Le gouvernement de la République démocratique allemande s’est expressément associé à cette déclaration.

  1. Les gouvernements des États-Unis d’Amérique, de la République française, du Royaume-Uni de Grande-Bretagne et d’Irlande du Nord et de l’Union des Républiques socialistes soviétiques prennent acte de ces déclarations des gouvernements de la République fédérale d’Allemagne et de la République démocratique allemande.

En conclusion, puisque la Constitution française impose de respecter les traités internationaux signés par la France, les deux traités signés par la France imposent à notre pays de garder le contrôle exclusif de la dissuasion nucléaire et rendent impossible que Macron donne la dissuasion nucléaire à l’Union Européenne. Le Traité de non-prolifération fait aussi évidemment obstacle à la volonté polonaise déclarée d’avoir le doigt sur le bouton de l’arme nucléaire[2]. Mais elles ne font pas obstacle à la menace d’un Macron disséminant les armes nucléaires françaises en Europe en gardant le contrôle de la bombe.

Il est cependant fort possible que Macron puisse temporairement violer notre Constitution grâce à « la position couchée des membres du Conseil Constitutionnel et de nos parlementaires. Mais violer le Traité de non-prolifération, c’est une autre paire de manches ! Donner le contrôle de nos armes nucléaires à l’UE ou d’autres pays d’Europe serait impossible à moins de déchirer le traité de non-prolifération, chose à l’évidence très difficile qui provoquerait la levée de boucliers d’autres grandes puissances. Une partie des risques est donc écartée, mais tous les risques ne le sont pas.

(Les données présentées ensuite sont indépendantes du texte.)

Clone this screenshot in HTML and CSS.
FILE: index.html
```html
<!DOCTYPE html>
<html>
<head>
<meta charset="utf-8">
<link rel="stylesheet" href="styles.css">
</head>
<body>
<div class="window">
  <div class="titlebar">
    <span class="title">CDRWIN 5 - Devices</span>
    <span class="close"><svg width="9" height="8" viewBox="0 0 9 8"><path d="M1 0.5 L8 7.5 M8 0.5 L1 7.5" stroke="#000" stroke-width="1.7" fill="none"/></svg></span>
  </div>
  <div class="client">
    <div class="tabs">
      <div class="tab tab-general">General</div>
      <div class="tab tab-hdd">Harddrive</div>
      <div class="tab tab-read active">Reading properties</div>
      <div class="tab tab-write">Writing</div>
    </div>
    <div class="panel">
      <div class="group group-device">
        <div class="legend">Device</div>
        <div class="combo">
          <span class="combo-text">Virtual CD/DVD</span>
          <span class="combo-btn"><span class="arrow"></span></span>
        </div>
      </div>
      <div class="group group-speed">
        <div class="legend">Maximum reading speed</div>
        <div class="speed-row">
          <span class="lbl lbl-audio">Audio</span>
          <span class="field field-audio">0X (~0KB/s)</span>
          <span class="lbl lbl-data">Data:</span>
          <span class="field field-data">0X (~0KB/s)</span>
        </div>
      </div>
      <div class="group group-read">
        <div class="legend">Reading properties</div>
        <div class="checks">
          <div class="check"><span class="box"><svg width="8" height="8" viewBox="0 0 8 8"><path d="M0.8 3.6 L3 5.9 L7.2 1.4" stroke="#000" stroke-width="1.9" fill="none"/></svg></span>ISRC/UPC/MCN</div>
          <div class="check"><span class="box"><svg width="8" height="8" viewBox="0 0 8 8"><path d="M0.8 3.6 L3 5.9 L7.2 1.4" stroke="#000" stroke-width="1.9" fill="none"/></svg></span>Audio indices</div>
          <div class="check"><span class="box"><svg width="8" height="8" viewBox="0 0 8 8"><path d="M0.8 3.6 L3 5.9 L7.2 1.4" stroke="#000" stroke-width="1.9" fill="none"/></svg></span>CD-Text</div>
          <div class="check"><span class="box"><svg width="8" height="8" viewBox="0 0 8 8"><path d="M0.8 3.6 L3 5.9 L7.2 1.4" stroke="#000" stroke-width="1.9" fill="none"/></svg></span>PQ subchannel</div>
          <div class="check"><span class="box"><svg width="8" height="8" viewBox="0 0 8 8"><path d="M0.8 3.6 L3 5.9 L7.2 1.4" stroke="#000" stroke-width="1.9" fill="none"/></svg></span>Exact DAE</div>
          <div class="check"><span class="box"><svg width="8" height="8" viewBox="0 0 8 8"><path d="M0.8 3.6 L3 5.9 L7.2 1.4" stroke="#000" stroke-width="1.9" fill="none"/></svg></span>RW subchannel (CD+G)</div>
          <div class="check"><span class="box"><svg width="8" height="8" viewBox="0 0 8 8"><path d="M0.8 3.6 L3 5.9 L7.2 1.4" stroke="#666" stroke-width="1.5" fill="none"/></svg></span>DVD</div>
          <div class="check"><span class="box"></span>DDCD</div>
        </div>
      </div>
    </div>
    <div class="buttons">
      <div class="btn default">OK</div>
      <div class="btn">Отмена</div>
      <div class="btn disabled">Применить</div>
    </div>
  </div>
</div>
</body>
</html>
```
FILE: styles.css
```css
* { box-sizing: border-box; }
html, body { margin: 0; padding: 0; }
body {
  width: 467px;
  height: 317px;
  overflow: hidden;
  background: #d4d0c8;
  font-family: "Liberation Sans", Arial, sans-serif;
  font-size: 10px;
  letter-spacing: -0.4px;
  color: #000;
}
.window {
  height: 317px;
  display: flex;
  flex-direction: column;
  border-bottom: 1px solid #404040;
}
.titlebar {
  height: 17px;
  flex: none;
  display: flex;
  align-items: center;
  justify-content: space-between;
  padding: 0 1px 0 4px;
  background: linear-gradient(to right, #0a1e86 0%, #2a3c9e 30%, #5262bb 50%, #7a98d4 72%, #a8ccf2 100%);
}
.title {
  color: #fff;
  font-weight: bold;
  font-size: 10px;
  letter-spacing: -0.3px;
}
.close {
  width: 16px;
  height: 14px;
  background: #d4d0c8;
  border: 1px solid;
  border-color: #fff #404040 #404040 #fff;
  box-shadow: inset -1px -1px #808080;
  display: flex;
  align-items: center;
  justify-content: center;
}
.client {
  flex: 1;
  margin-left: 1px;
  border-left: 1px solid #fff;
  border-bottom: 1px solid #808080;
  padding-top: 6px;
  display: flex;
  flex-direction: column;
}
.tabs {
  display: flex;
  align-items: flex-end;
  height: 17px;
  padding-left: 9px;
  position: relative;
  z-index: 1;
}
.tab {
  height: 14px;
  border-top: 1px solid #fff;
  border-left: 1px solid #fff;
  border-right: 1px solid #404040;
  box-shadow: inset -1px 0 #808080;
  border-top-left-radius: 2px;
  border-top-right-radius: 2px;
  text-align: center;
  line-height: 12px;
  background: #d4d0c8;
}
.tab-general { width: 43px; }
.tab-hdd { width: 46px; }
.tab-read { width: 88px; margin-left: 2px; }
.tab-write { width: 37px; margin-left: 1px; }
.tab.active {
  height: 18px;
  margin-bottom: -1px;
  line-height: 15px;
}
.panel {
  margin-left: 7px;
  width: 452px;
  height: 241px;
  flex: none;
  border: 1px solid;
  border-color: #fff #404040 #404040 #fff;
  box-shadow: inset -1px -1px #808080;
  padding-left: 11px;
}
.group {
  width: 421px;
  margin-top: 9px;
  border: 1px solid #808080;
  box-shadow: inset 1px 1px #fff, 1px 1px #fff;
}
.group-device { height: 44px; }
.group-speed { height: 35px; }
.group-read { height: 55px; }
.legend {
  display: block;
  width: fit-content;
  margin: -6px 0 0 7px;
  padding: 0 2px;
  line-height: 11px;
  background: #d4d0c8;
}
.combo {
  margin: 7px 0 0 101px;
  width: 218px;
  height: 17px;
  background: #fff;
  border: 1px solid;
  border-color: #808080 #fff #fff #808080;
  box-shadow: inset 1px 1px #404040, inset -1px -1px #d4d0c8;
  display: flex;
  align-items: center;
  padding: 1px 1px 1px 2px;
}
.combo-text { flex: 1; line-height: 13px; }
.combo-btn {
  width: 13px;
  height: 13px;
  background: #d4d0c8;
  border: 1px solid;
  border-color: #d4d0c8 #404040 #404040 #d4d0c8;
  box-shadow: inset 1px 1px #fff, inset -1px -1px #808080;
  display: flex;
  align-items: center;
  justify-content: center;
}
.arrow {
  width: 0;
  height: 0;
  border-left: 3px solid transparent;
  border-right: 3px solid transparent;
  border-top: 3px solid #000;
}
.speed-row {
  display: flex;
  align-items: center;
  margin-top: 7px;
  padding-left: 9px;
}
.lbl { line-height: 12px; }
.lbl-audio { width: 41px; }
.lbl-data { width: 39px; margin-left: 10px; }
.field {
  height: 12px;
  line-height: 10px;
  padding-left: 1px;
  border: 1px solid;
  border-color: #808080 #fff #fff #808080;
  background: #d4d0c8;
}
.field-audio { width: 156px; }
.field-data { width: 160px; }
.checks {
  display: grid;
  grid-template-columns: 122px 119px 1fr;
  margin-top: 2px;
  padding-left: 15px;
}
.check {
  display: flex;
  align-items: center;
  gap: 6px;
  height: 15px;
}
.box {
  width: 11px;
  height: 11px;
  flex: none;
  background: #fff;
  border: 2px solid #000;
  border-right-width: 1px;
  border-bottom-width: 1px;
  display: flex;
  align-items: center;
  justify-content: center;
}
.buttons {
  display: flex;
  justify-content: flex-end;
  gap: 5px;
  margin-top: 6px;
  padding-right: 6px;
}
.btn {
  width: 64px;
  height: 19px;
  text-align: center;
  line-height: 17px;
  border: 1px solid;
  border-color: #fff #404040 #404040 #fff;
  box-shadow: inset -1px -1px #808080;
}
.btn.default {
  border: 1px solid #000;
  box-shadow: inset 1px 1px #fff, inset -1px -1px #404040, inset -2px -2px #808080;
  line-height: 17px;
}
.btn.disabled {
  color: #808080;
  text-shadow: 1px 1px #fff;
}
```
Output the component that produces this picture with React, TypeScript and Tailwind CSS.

Si « l’opposition » laisse faire, Macron peut aussi s’engager avec la complicité du ministre de la défense macroniste Sébastien Lecornu à protéger d’autres pays de l’Union Européenne avec nos armes nucléaires tout en les laissant physiquement sur le sol français. C’est un risque important car nous ne maîtrisons aucunement la diplomatie des autres pays européens. Bénéficier du bouclier nucléaire français pourrait les engager à être « irresponsable » et à ne pas trop craindre une guerre, puisqu’ils se sentiraient à l’abri de la bombe. Nous protègerions ainsi d’autres pays, mais la réponse à une frappe nucléaire serait subie en premier lieu par la France. Ceci est évidemment déraisonnable.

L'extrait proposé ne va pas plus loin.